Не очень заботятся Стругацкие и о психологической правде положительных персонажей. Умные и интеллигентные люди у них чересчур уж склонны к несмешным (иногда — пошловатым) остротам. Раздражает нарочитое благородство, наигранная скромность, демонстративно грубоватая мужественность. Не слишком ли напоказ угрюм в «Стажерах» знаменитый космолетчик Быков? Не чересчур ли фатоват в той же повести не менее знаменитый планетолог Юрковский? Словечко «кадет», которым Юрковский надоедливо величает стажера Жилина, звучит в XXII в. почти так же, как звучало бы в устах Юрия Гагарина какое-нибудь «поелику» или «припадая к стопам».

Скромнейший из храбрых разведчиков космоса Горбовский (в «Возвращении» и других повестях) на отдыхе ужасно любит поваляться. На диване, на травке. Авторы аккуратно не забывают приставить эту прозаическую горизонтальность к его романтической вертикали. Многомерность, пусть и небогатая. А вот когда в последний час планеты Радуга Горбовский пристает с «житейским» вопросом к Камиллу: «Вы человек? Не стесняйтесь. Я уже никому не успею рассказать», — хочется попросить его выразить свою межпланетную уравновешенность как-то иначе. Ведь Камилл — в самом деле наполовину робот (приспособлен для опасных опытов с нуль-пространством).

Трижды Камилл умирал и воскресал, и вот суждено в четвертый раз.
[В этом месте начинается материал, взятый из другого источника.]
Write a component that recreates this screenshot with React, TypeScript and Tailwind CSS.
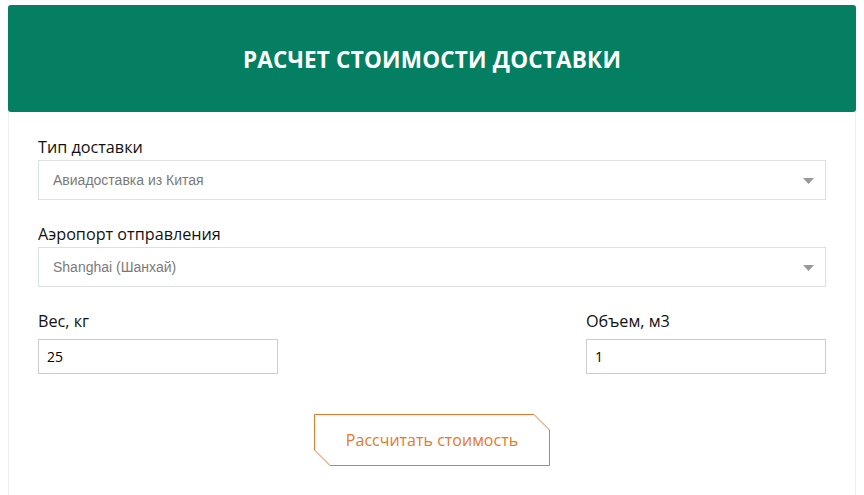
import React from "react";

function Select({ value }: { value: string }) {
  return (
    <div className="relative flex h-[40px] w-full items-center border border-[#dde1e6] bg-white pl-[14px]">
      <span className="text-[14px] text-[#7a7a7a]" style={{ fontFamily: '"Liberation Sans", Arial, sans-serif' }}>
        {value}
      </span>
      <svg className="absolute right-[11px] top-[17px]" width="11" height="6" viewBox="0 0 11 6">
        <polygon points="0,0 11,0 5.5,6" fill="#999" />
      </svg>
    </div>
  );
}

export default function App() {
  const font = { fontFamily: '"Open Sans", "Noto Sans", sans-serif' };
  return (
    <div className="min-h-[495px] bg-white pt-[5px]" style={font}>
      <div className="mx-[8px] flex min-h-[490px] flex-col border-x border-[#eeeeee]">
        <div className="-mx-px flex h-[107px] items-center justify-center rounded-[3px] bg-[#047f62] pt-[3px]">
          <h1 className="text-[22.5px] font-bold tracking-[0.2px] text-white">РАСЧЕТ СТОИМОСТИ ДОСТАВКИ</h1>
        </div>
        <div className="flex flex-col px-[29px] pt-[25px]">
          <label className="mb-[3px] text-[16.2px] leading-[20px] text-[#111]">Тип доставки</label>
          <Select value="Авиадоставка из Китая" />
          <label className="mb-[3px] mt-[24px] text-[16.2px] leading-[20px] text-[#111]">Аэропорт отправления</label>
          <Select value="Shanghai (Шанхай)" />
          <div className="mt-[24px] flex justify-between">
            <div className="flex flex-col">
              <label className="mb-[8px] text-[16.2px] leading-[20px] text-[#111]">Вес, кг</label>
              <div className="flex h-[35px] w-[240px] items-center border border-[#cccccc] pl-[8px] text-[14px] text-black">25</div>
            </div>
            <div className="flex flex-col">
              <label className="mb-[8px] text-[16.2px] leading-[20px] text-[#111]">Объем, м3</label>
              <div className="flex h-[35px] w-[240px] items-center border border-[#cccccc] pl-[8px] text-[14px] text-black">1</div>
            </div>
          </div>
          <div className="mt-[40px] flex justify-center">
            <button className="relative flex h-[52px] w-[236px] items-center justify-center bg-transparent text-[16px] text-[#e8792a]">
              <svg className="absolute inset-0" width="236" height="52" viewBox="0 0 236 52">
                <polygon
                  points="0.5,0.5 220,0.5 235.5,16 235.5,51.5 16,51.5 0.5,36"
                  fill="none"
                  stroke="#e8792a"
                  strokeWidth="1"
                />
              </svg>
              <span className="relative">Рассчитать стоимость</span>
            </button>
          </div>
        </div>
      </div>
    </div>
  );
}
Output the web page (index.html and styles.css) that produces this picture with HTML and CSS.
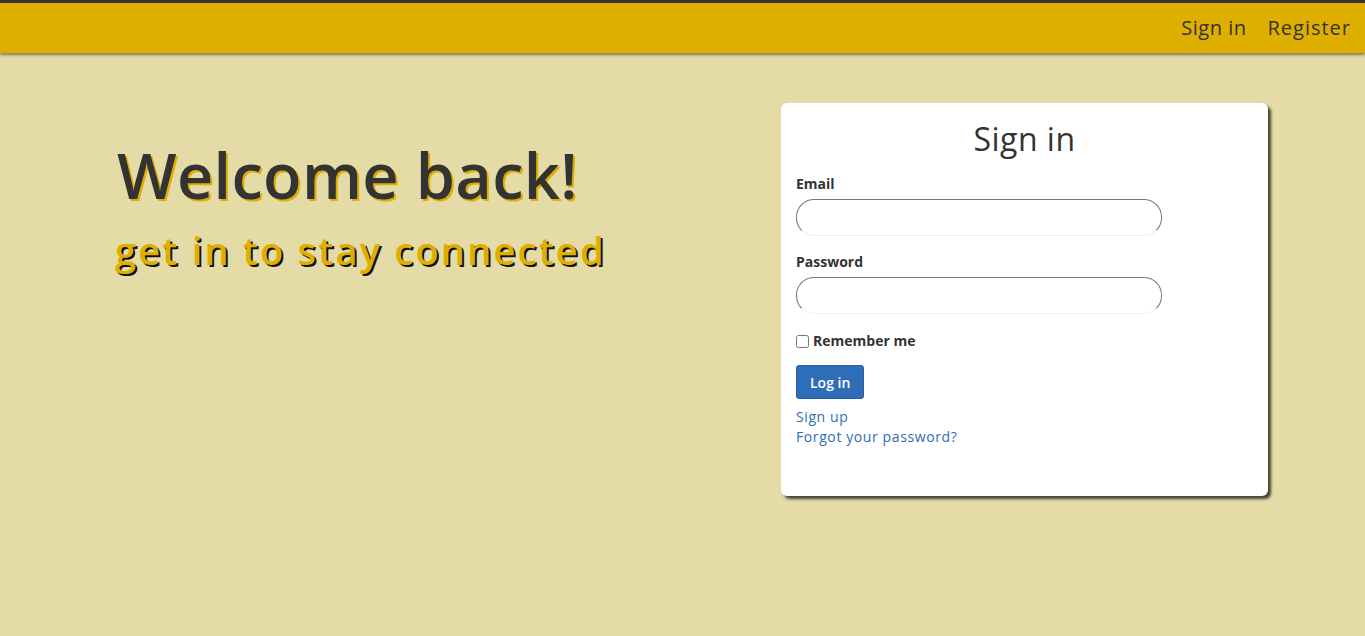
FILE: index.html
```html
<!DOCTYPE html>
<html lang="en">
<head>
<meta charset="utf-8">
<title>Sign in</title>
<link rel="stylesheet" href="styles.css">
</head>
<body>
<header class="topbar">
  <nav class="nav">
    <a class="nav-link" href="#">Sign in</a>
    <a class="nav-link nav-link-wide" href="#">Register</a>
  </nav>
</header>
<main class="main">
  <section class="hero">
    <h1 class="hero-title">Welcome back!</h1>
    <p class="hero-sub">get in to stay connected</p>
  </section>
  <section class="card">
    <h2 class="card-title">Sign in</h2>
    <form class="form">
      <label class="label" for="email">Email</label>
      <input class="input" id="email" type="email" autofocus>
      <label class="label label-pw" for="pw">Password</label>
      <input class="input" id="pw" type="password">
      <div class="remember">
        <input class="check" id="rm" type="checkbox">
        <label class="label-inline" for="rm">Remember me</label>
      </div>
      <button class="btn" type="button">Log in</button>
      <div class="links">
        <a class="link" href="#">Sign up</a>
        <a class="link" href="#">Forgot your password?</a>
      </div>
    </form>
  </section>
</main>
</body>
</html>
```
FILE: styles.css
```css
* { box-sizing: border-box; }
html, body { margin: 0; padding: 0; }
body {
  background: #e4dba7;
  font-family: "Open Sans", "Noto Sans", sans-serif;
  color: #333;
  height: 636px;
  overflow: hidden;
}
.topbar {
  border-top: 3px solid #333;
  background: #dfaf00;
  height: 53px;
  box-shadow: 0 2px 3px rgba(0,0,0,0.45);
  position: relative;
  z-index: 1;
}
.nav {
  display: flex;
  justify-content: flex-end;
  align-items: center;
  height: 49px;
  gap: 21px;
  padding-right: 14px;
}
.nav-link {
  color: #333;
  text-decoration: none;
  font-size: 20px;
  letter-spacing: 0.5px;
}
.nav-link-wide { letter-spacing: 1px; }
.main {
  display: flex;
  justify-content: space-between;
  align-items: flex-start;
  padding: 50px 97px 0 115px;
}
.hero { padding-top: 32px; }
.hero-title {
  margin: 0;
  font-size: 63px;
  font-weight: 600;
  letter-spacing: 0.35px;
  line-height: 80px;
  color: #333;
  text-shadow: 2px 2px 0 #dfaf00;
  padding-left: 2px;
}
.hero-sub {
  margin: 10px 0 0;
  font-size: 38px;
  font-weight: 600;
  letter-spacing: 2.2px;
  line-height: 50px;
  color: #dfaf00;
  text-shadow: 2px 2px 0 #111;
}
.card {
  width: 487px;
  height: 393px;
  background: #fff;
  border-radius: 6px;
  box-shadow: 3px 3px 3px rgba(0,0,0,0.7);
  padding: 14px 15px;
}
.card-title {
  margin: 0;
  text-align: center;
  font-size: 32px;
  font-weight: 500;
  line-height: 44px;
  color: #333;
  letter-spacing: 0.5px;
}
.form {
  display: flex;
  flex-direction: column;
  align-items: flex-start;
}
.label {
  font-size: 14px;
  font-weight: 700;
  margin-top: 13px;
  line-height: 20px;
  margin-bottom: 5px;
}
.label-pw { margin-top: 16px; }
.input {
  width: 366px;
  height: 37px;
  border: 1px solid #777;
  border-bottom-color: #f0f0f0;
  border-radius: 18px;
  padding: 0 10px;
  font-size: 14px;
  outline: none;
  background: #fff;
}
.remember {
  display: flex;
  align-items: center;
  margin-top: 17px;
}
.check {
  margin: 0 4px 0 0;
  width: 13px;
  height: 13px;
}
.label-inline {
  font-size: 14px;
  font-weight: 700;
  line-height: 20px;
}
.btn {
  margin-top: 14px;
  background: #2f6db8;
  border: 1px solid #2a5fa3;
  border-radius: 3px;
  color: #fff;
  font-family: inherit;
  font-size: 14px;
  font-weight: 600;
  height: 34px;
  padding: 0 13px;
}
.links {
  display: flex;
  flex-direction: column;
  margin-top: 8px;
}
.link {
  color: #2f6db8;
  text-decoration: none;
  font-size: 14px;
  line-height: 20px;
  letter-spacing: 0.6px;
}
```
Когда он посетовал на предстоящее одиночество, а Горбовский посочувствовал, что это уже от человека, Камилл ответил любопытным монологом о людях, которые любят помечтать «о мудрости патриархов, у которых нет ни желаний, ни чувств»: «…вы оскопляете себя. Вы отрываете от себя всю эмоциональную половину человечьего и оставляете только одну реакцию на окружающий мир — сомнение. „Подвергай сомнению!“ — Камилл помолчал. — И тогда вас ожидает одиночество».